The other thing that resonated in Ian’s article was the way he started it: it’s the story of a young boy who died, the handful of people who got involved, and the community that barely noticed.
I have felt that way very much about Thunder Bay, when students have died. You see in southern Ontario when a non-Aboriginal kid goes missing, there is a huge hue and cry and community involvement. And we have yet to see that here. When we have seen First Nations students missing, we have seen First Nations people looking for them and First Nations people engaged in their disappearance. So we do have a [non-Aboriginal] community here in Thunder Bay that hardly notices.
WWT: What lessons from the story of Charlie’s death should the coming inquest into the seven youth deaths in Thunder Bay be taking into account?
JP: I think the key is that you can’t have an inquest that comes to a conclusion that a study needs to be done. Whatever investigation was done (into Charlie’s death), and it was very little, it certainly wasn’t adequate or we wouldn’t be here 46 years later.

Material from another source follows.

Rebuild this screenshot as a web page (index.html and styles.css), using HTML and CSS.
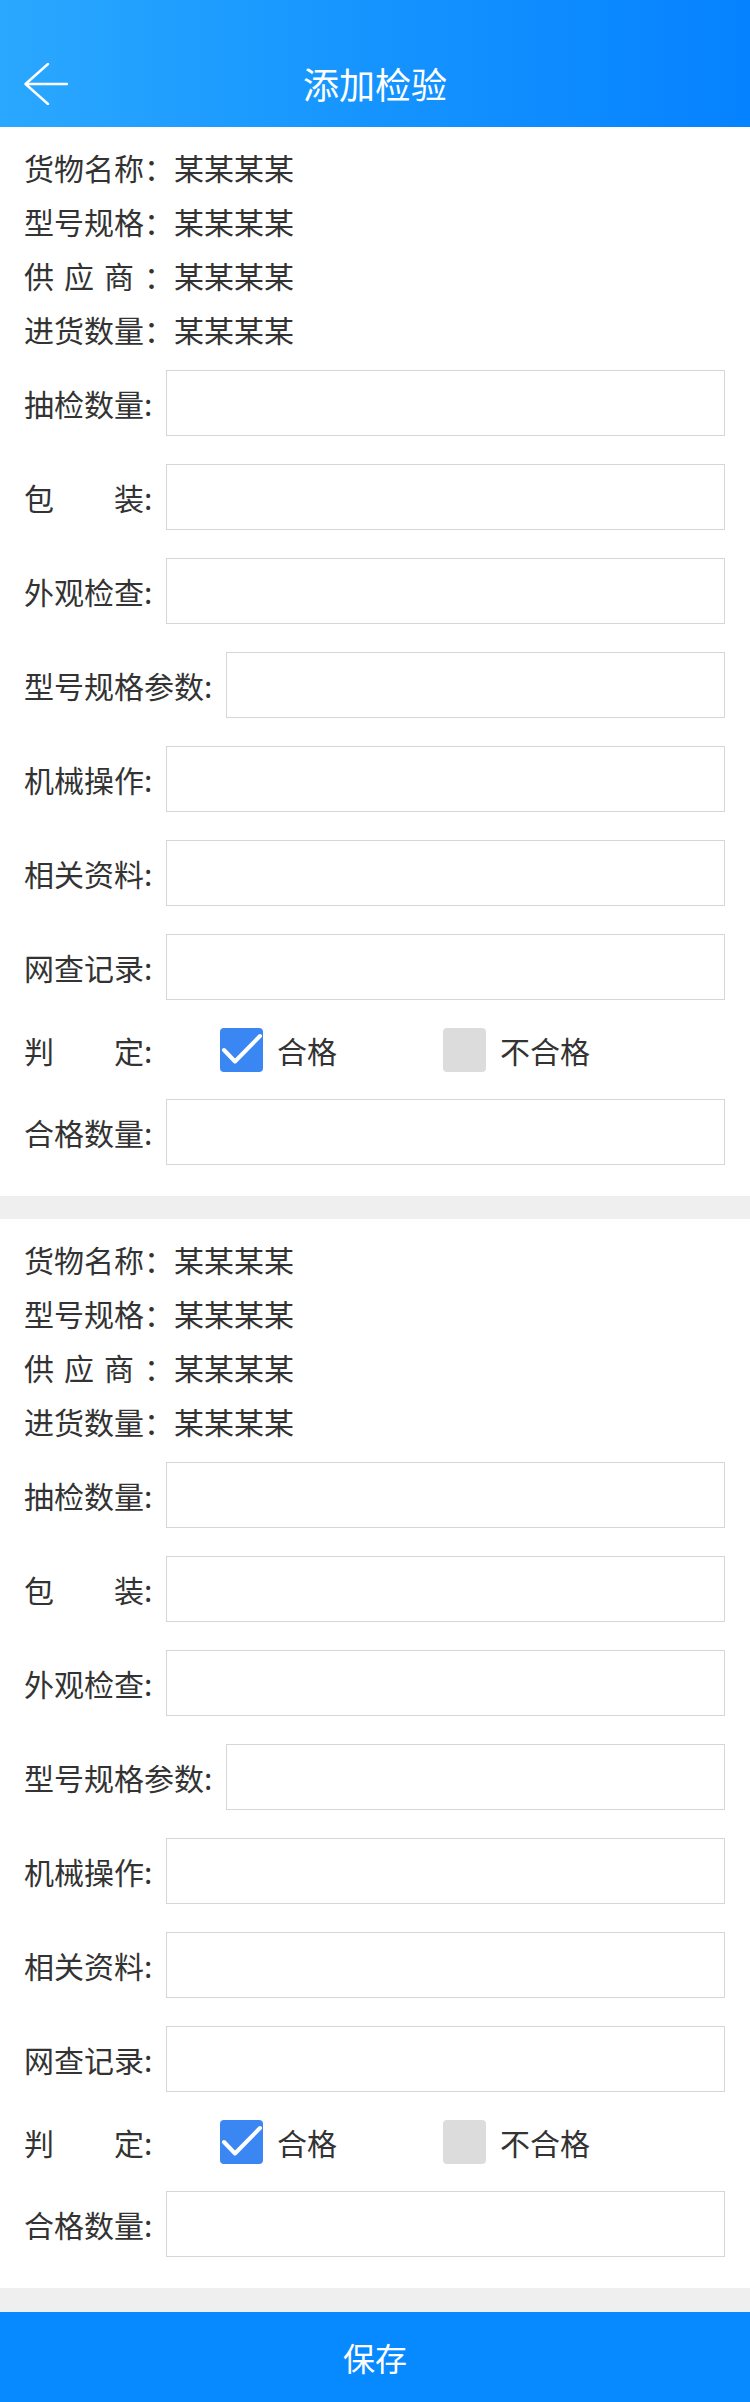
FILE: index.html
```html
<!DOCTYPE html>
<html lang="zh-CN">
<head>
<meta charset="utf-8">
<title>添加检验</title>
<link rel="stylesheet" href="styles.css">
</head>
<body>
<header class="topbar">
  <div class="topbar-left">
    <svg class="back" viewBox="0 0 44 42" width="44" height="42">
      <path d="M24 1 L1.5 21 L24 41 M1.5 21 H43" fill="none" stroke="#fff" stroke-width="2.4" stroke-linecap="round" stroke-linejoin="round"/>
    </svg>
  </div>
  <h1 class="title">添加检验</h1>
  <div class="topbar-right"></div>
</header>

<main class="page">
  <section class="card">
    <div class="info">
      <div class="info-row"><span class="info-label">货物名称：</span><span class="info-value">某某某某</span></div>
      <div class="info-row"><span class="info-label">型号规格：</span><span class="info-value">某某某某</span></div>
      <div class="info-row"><span class="info-label">供应商：</span><span class="info-value">某某某某</span></div>
      <div class="info-row"><span class="info-label">进货数量：</span><span class="info-value">某某某某</span></div>
    </div>
    <div class="form-row"><span class="lbl">抽检数量</span><span class="colon">:</span><input class="field" type="text"></div>
    <div class="form-row"><span class="lbl lbl-just">包装</span><span class="colon">:</span><input class="field" type="text"></div>
    <div class="form-row"><span class="lbl">外观检查</span><span class="colon">:</span><input class="field" type="text"></div>
    <div class="form-row"><span class="lbl">型号规格参数</span><span class="colon">:</span><input class="field" type="text"></div>
    <div class="form-row"><span class="lbl">机械操作</span><span class="colon">:</span><input class="field" type="text"></div>
    <div class="form-row"><span class="lbl">相关资料</span><span class="colon">:</span><input class="field" type="text"></div>
    <div class="form-row"><span class="lbl">网查记录</span><span class="colon">:</span><input class="field" type="text"></div>
    <div class="judge-row">
      <span class="lbl lbl-just">判定</span><span class="colon">:</span>
      <div class="options">
        <label class="option option-first">
          <span class="box box-on">
            <svg viewBox="0 0 43 44" width="43" height="44"><path d="M4 22 L15 33.5 L40 8" fill="none" stroke="#fff" stroke-width="4" stroke-linecap="round" stroke-linejoin="round"/></svg>
          </span>
          <span class="opt-text">合格</span>
        </label>
        <label class="option">
          <span class="box box-off"></span>
          <span class="opt-text">不合格</span>
        </label>
      </div>
    </div>
    <div class="form-row"><span class="lbl">合格数量</span><span class="colon">:</span><input class="field" type="text"></div>
  </section>

  <section class="card">
    <div class="info">
      <div class="info-row"><span class="info-label">货物名称：</span><span class="info-value">某某某某</span></div>
      <div class="info-row"><span class="info-label">型号规格：</span><span class="info-value">某某某某</span></div>
      <div class="info-row"><span class="info-label">供应商：</span><span class="info-value">某某某某</span></div>
      <div class="info-row"><span class="info-label">进货数量：</span><span class="info-value">某某某某</span></div>
    </div>
    <div class="form-row"><span class="lbl">抽检数量</span><span class="colon">:</span><input class="field" type="text"></div>
    <div class="form-row"><span class="lbl lbl-just">包装</span><span class="colon">:</span><input class="field" type="text"></div>
    <div class="form-row"><span class="lbl">外观检查</span><span class="colon">:</span><input class="field" type="text"></div>
    <div class="form-row"><span class="lbl">型号规格参数</span><span class="colon">:</span><input class="field" type="text"></div>
    <div class="form-row"><span class="lbl">机械操作</span><span class="colon">:</span><input class="field" type="text"></div>
    <div class="form-row"><span class="lbl">相关资料</span><span class="colon">:</span><input class="field" type="text"></div>
    <div class="form-row"><span class="lbl">网查记录</span><span class="colon">:</span><input class="field" type="text"></div>
    <div class="judge-row">
      <span class="lbl lbl-just">判定</span><span class="colon">:</span>
      <div class="options">
        <label class="option option-first">
          <span class="box box-on">
            <svg viewBox="0 0 43 44" width="43" height="44"><path d="M4 22 L15 33.5 L40 8" fill="none" stroke="#fff" stroke-width="4" stroke-linecap="round" stroke-linejoin="round"/></svg>
          </span>
          <span class="opt-text">合格</span>
        </label>
        <label class="option">
          <span class="box box-off"></span>
          <span class="opt-text">不合格</span>
        </label>
      </div>
    </div>
    <div class="form-row"><span class="lbl">合格数量</span><span class="colon">:</span><input class="field" type="text"></div>
  </section>
</main>

<button class="save" type="button">保存</button>
</body>
</html>
```

FILE: styles.css
```css
* { box-sizing: border-box; }

html, body {
  margin: 0;
  padding: 0;
}

body {
  width: 750px;
  background: #efefef;
  font-family: "Noto Sans CJK SC", "Noto Sans", sans-serif;
  color: #333;
}

.topbar {
  height: 127px;
  padding-top: 40px;
  display: grid;
  grid-template-columns: 1fr auto 1fr;
  align-items: center;
  background: linear-gradient(90deg, #2aa8ff 0%, #1594ff 50%, #0582ff 100%);
}

.topbar-left {
  padding-left: 24px;
  display: flex;
  align-items: center;
}

.back { display: block; }

.title {
  margin: 0;
  font-size: 36px;
  font-weight: 400;
  color: #fff;
  line-height: 87px;
}

.card {
  background: #fff;
  padding: 13px 25px 17px 24px;
  margin-bottom: 23px;
}

.card + .card { margin-bottom: 24px; }

.info-row {
  height: 54px;
  display: flex;
  align-items: center;
  font-size: 30px;
  line-height: 54px;
}

.info-label {
  display: inline-block;
  width: 150px;
  text-align: justify;
  text-align-last: justify;
}

.form-row {
  height: 94px;
  display: flex;
  align-items: center;
  font-size: 30px;
}

.lbl {
  white-space: nowrap;
  line-height: 40px;
}

.lbl-just {
  display: inline-block;
  width: 120px;
  text-align: justify;
  text-align-last: justify;
}

.colon {
  display: inline-block;
  width: 8px;
  line-height: 40px;
}

.field {
  flex: 1;
  min-width: 0;
  height: 66px;
  margin-left: 14px;
  border: 1px solid #d6d6d6;
  border-radius: 0;
  background: #fff;
  font-size: 28px;
  font-family: inherit;
  padding: 0 12px;
  outline: none;
}

.judge-row {
  height: 71px;
  display: flex;
  align-items: center;
  font-size: 30px;
}

.options {
  display: flex;
  align-items: center;
  margin-left: 68px;
}

.option {
  display: flex;
  align-items: center;
}

.option-first { width: 223px; }

.box {
  width: 43px;
  height: 44px;
  border-radius: 4px;
  display: block;
}

.box svg { display: block; }

.box-on { background: #3a87f3; }

.box-off { background: #dcdcdc; }

.opt-text {
  margin-left: 14px;
  line-height: 40px;
}

.save {
  display: block;
  width: 750px;
  height: 90px;
  margin: 0;
  border: 0;
  background: #0789ff;
  color: #fff;
  font-family: "Noto Sans CJK SC", "Noto Sans", sans-serif;
  font-size: 32px;
  padding: 0;
}
```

I think the other thing that has the possibility to resonate from the past, one of the things that happened at Charlie Wenjack’s inquest, when Charlie had run away one of the first places he went was a cabin where a First Nations family was living. And they were too poor to help him. And the inquest jury was quite keen to lay a lot of blame on that family for not properly looking after this young boy. I think it’s a cautionary note, when we look at the lack of funding for supports for First Nations students among First Nations organizations; you have to watch for a jury that would point a finger at an organization that doesn’t have the resources to help and say that they should be helping.